> **The exercise**
Quote the material below exactly as written, from the first line to the line that holds "who: 'You' |", endpoints included.

> **Data**

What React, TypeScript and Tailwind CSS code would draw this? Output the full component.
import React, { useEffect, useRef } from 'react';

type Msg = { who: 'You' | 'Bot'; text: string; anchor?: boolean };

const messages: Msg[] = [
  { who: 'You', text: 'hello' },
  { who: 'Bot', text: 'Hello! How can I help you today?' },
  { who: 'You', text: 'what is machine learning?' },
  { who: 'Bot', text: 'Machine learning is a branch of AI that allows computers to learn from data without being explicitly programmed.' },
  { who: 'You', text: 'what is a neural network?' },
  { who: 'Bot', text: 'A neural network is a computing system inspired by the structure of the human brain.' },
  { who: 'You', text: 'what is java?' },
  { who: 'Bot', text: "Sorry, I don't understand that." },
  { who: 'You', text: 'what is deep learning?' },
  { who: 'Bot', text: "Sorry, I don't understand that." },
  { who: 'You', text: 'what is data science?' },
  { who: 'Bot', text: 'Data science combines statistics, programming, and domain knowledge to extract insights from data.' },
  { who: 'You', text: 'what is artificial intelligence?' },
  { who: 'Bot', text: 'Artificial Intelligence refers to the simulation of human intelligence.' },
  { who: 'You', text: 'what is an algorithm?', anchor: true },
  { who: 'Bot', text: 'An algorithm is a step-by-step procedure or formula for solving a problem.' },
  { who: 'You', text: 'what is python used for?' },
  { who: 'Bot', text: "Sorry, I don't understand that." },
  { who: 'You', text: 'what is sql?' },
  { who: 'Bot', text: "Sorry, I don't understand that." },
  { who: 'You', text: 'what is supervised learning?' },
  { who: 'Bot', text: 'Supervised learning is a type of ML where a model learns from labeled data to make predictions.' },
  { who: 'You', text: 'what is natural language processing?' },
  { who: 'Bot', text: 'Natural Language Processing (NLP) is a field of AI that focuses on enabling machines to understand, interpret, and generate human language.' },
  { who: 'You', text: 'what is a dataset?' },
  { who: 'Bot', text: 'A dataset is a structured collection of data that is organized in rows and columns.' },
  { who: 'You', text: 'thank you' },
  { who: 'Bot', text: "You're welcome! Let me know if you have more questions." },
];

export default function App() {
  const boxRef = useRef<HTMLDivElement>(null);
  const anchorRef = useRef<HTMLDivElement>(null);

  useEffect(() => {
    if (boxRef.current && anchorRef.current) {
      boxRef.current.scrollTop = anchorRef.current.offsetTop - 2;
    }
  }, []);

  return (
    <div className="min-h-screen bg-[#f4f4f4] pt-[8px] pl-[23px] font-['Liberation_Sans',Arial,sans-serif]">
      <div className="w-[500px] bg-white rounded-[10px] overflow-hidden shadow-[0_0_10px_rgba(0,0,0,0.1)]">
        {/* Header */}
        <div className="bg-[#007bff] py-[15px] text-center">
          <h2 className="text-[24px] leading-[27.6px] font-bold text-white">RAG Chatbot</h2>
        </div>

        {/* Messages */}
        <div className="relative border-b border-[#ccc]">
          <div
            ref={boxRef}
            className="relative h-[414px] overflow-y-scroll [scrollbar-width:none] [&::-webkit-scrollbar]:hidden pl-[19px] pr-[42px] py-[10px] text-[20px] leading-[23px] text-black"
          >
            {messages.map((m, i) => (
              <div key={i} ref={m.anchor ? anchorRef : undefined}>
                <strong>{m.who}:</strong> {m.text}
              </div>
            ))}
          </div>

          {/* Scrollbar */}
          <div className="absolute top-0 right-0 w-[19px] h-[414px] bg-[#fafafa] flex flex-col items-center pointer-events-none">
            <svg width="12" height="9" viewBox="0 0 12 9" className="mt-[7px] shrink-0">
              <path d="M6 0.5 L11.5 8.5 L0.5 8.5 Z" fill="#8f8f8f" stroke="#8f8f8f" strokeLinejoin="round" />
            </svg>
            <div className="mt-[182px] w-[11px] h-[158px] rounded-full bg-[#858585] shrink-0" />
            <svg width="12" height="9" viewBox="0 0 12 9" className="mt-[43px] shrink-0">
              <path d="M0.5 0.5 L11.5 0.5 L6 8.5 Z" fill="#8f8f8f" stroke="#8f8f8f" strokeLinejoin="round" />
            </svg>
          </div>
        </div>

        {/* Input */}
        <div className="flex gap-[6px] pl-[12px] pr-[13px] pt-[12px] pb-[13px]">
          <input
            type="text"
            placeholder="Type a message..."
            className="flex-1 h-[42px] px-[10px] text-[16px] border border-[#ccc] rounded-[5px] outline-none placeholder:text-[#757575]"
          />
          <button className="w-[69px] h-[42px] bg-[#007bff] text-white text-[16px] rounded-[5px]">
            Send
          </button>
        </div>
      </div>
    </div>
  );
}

> **In response**
What React, TypeScript and Tailwind CSS code would draw this? Output the full component.
import React, { useEffect, useRef } from 'react';

type Msg = { who: 'You' | 'Bot'; text: string; anchor?: boolean };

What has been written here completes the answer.